Howard Bancorp reported a loss in the first quarter of 2018, citing extensive costs associated with its March 1 acquisition of First Mariner Bank.

The parent company of Howard Bank noted that the majority of acquisition costs were booked for the first quarter, dampening what officials said was otherwise a strong financial performance.

“A near doubling of assets, loans and deposits concentrated in our target markets and target segments following a prior year of strong double-digit organic growth positions us uniquely for both the strategic goals we have for the company as well as achieving the scale necessary to achieve sustainably higher returns,” said Howard Chairman and CEO Mary Ann Scully. “Much of the scaffolding for this scaling has taken place in the first quarter with initial cost savings enacted immediately after the effective date of the merger.”

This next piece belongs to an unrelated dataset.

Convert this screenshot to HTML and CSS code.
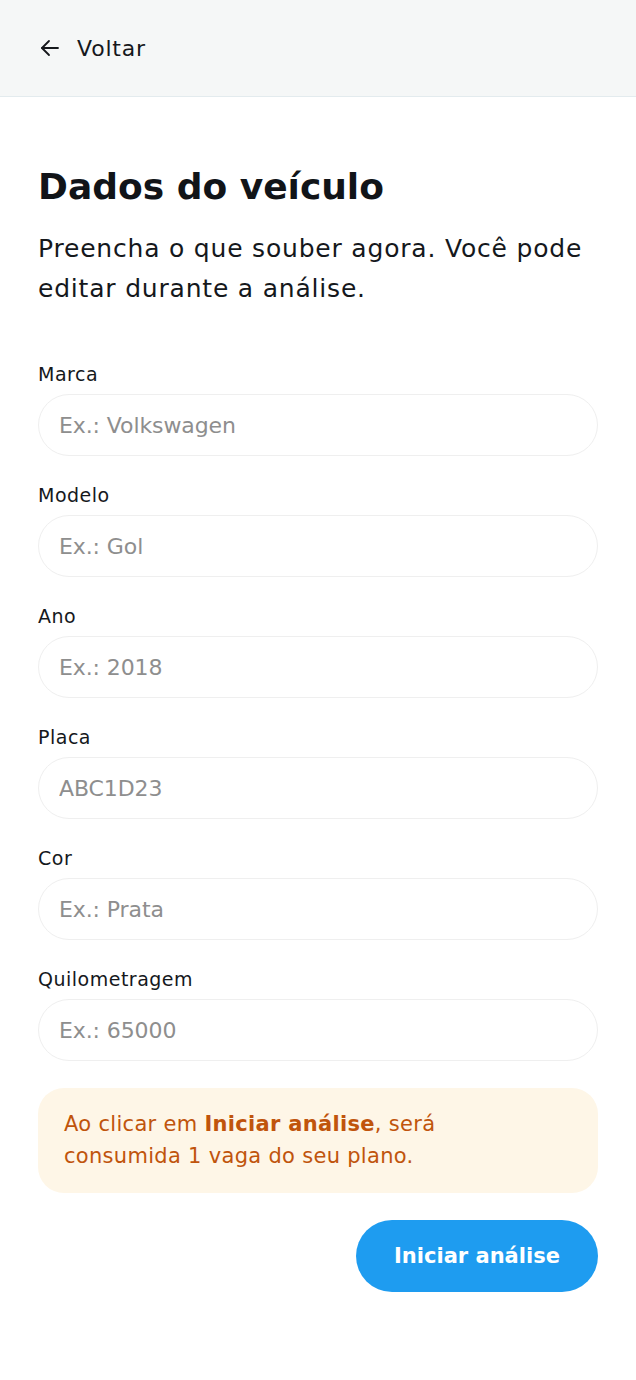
FILE: index.html
```html
<!DOCTYPE html>
<html lang="pt-BR">
<head>
<meta charset="utf-8">
<title>Dados do veículo</title>
<link rel="stylesheet" href="styles.css">
</head>
<body>
<header class="topbar">
  <a class="back" href="#">
    <svg class="back-icon" width="24" height="24" viewBox="0 0 24 24" fill="none" stroke="currentColor" stroke-width="1.8" stroke-linecap="round" stroke-linejoin="round"><path d="M20 12H4"/><path d="M11 19l-7-7 7-7"/></svg>
    <span>Voltar</span>
  </a>
</header>
<main class="content">
  <h1 class="title">Dados do veículo</h1>
  <p class="subtitle">Preencha o que souber agora. Você pode editar durante a análise.</p>
  <form class="form">
    <label class="field"><span class="label">Marca</span><input class="input" placeholder="Ex.: Volkswagen"></label>
    <label class="field"><span class="label">Modelo</span><input class="input" placeholder="Ex.: Gol"></label>
    <label class="field"><span class="label">Ano</span><input class="input" placeholder="Ex.: 2018"></label>
    <label class="field"><span class="label">Placa</span><input class="input" placeholder="ABC1D23"></label>
    <label class="field"><span class="label">Cor</span><input class="input" placeholder="Ex.: Prata"></label>
    <label class="field"><span class="label">Quilometragem</span><input class="input" placeholder="Ex.: 65000"></label>
    <div class="notice">Ao clicar em <strong>Iniciar análise</strong>, será consumida 1 vaga do seu plano.</div>
    <div class="actions"><button type="button" class="btn">Iniciar análise</button></div>
  </form>
</main>
</body>
</html>
```
FILE: styles.css
```css
* { box-sizing: border-box; }
html, body { margin: 0; padding: 0; background: #ffffff; }
body {
  font-family: "DejaVu Sans", "Noto Sans", sans-serif;
  color: #15181c;
}
.topbar {
  height: 97px;
  background: #f5f7f7;
  border-bottom: 1px solid #e3ebee;
  display: flex;
  align-items: center;
  padding-left: 38px;
}
.back {
  display: flex;
  align-items: center;
  gap: 15px;
  color: #15181c;
  text-decoration: none;
  font-size: 22px;
  letter-spacing: 0.8px;
}
.back-icon { display: block; }
.content {
  padding: 68px 38px 40px;
}
.title {
  margin: 0;
  font-size: 36px;
  line-height: 44px;
  font-weight: 700;
  letter-spacing: 0;
  color: #111418;
}
.subtitle {
  margin: 20px 0 0;
  font-size: 25px;
  line-height: 40px;
  letter-spacing: 0.8px;
  color: #15181c;
}
.form {
  margin-top: 53px;
  display: flex;
  flex-direction: column;
  gap: 27px;
}
.field {
  display: flex;
  flex-direction: column;
  gap: 8px;
}
.label {
  font-size: 19px;
  line-height: 24px;
  letter-spacing: 0.5px;
  color: #15181c;
}
.input {
  height: 62px;
  width: 100%;
  border: 1px solid #efefef;
  border-radius: 31px;
  padding: 0 20px;
  font-family: inherit;
  font-size: 22px;
  letter-spacing: -0.1px;
  color: #15181c;
  background: #fff;
  outline: none;
}
.input::placeholder { color: #8e8e8e; }
.notice {
  background: #fef6e7;
  border-radius: 26px;
  padding: 20px 50px 21px 26px;
  font-size: 21px;
  line-height: 32px;
  letter-spacing: 0.3px;
  color: #c0540c;
}
.notice strong { font-weight: 700; }
.actions {
  display: flex;
  justify-content: flex-end;
}
.btn {
  width: 242px;
  height: 72px;
  border: none;
  border-radius: 36px;
  background: #1e9cf0;
  color: #fff;
  font-family: inherit;
  font-size: 21px;
  font-weight: 700;
  letter-spacing: 0;
}
```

Howard, which moved its headquarters to Baltimore following the merger, reported a quarterly net loss of $5.7 million after recording $10 million in merger and restructuring expenses, the bank said.

Scully said that the bank anticipates savings of at least 37 percent from the merger and has already proceeded with some “hard decisions” — such as closing the Consumer Direct division of its mortgage operation — to become more efficient and to concentrate on core business areas.

“Mergers of this size are never easy to execute and implement,” Scully said. “Our combined focus on business is unusual for a bank our size, and our emphasis on Greater Baltimore business is virtually unique.”

The merger with First Mariner resulted in Howard acquiring $1 billion in assets, $664.3 million in portfolio loans, and $706.4 million in deposits, the bank said in a statement. Howard also recorded a deferred tax asset of $32.5 million, based on recently enacted federal tax law changes, and $71.4 million of goodwill.

Total deposits increased from $864.0 million in December 31, 2017 to $1.5 billion at the end of March, representing net deposit growth of $686.0 million or 79 percent, the bank said.

Shareholders’ equity increased by $159.5 million, or 121 percent, from $132.3 million at the end of last year.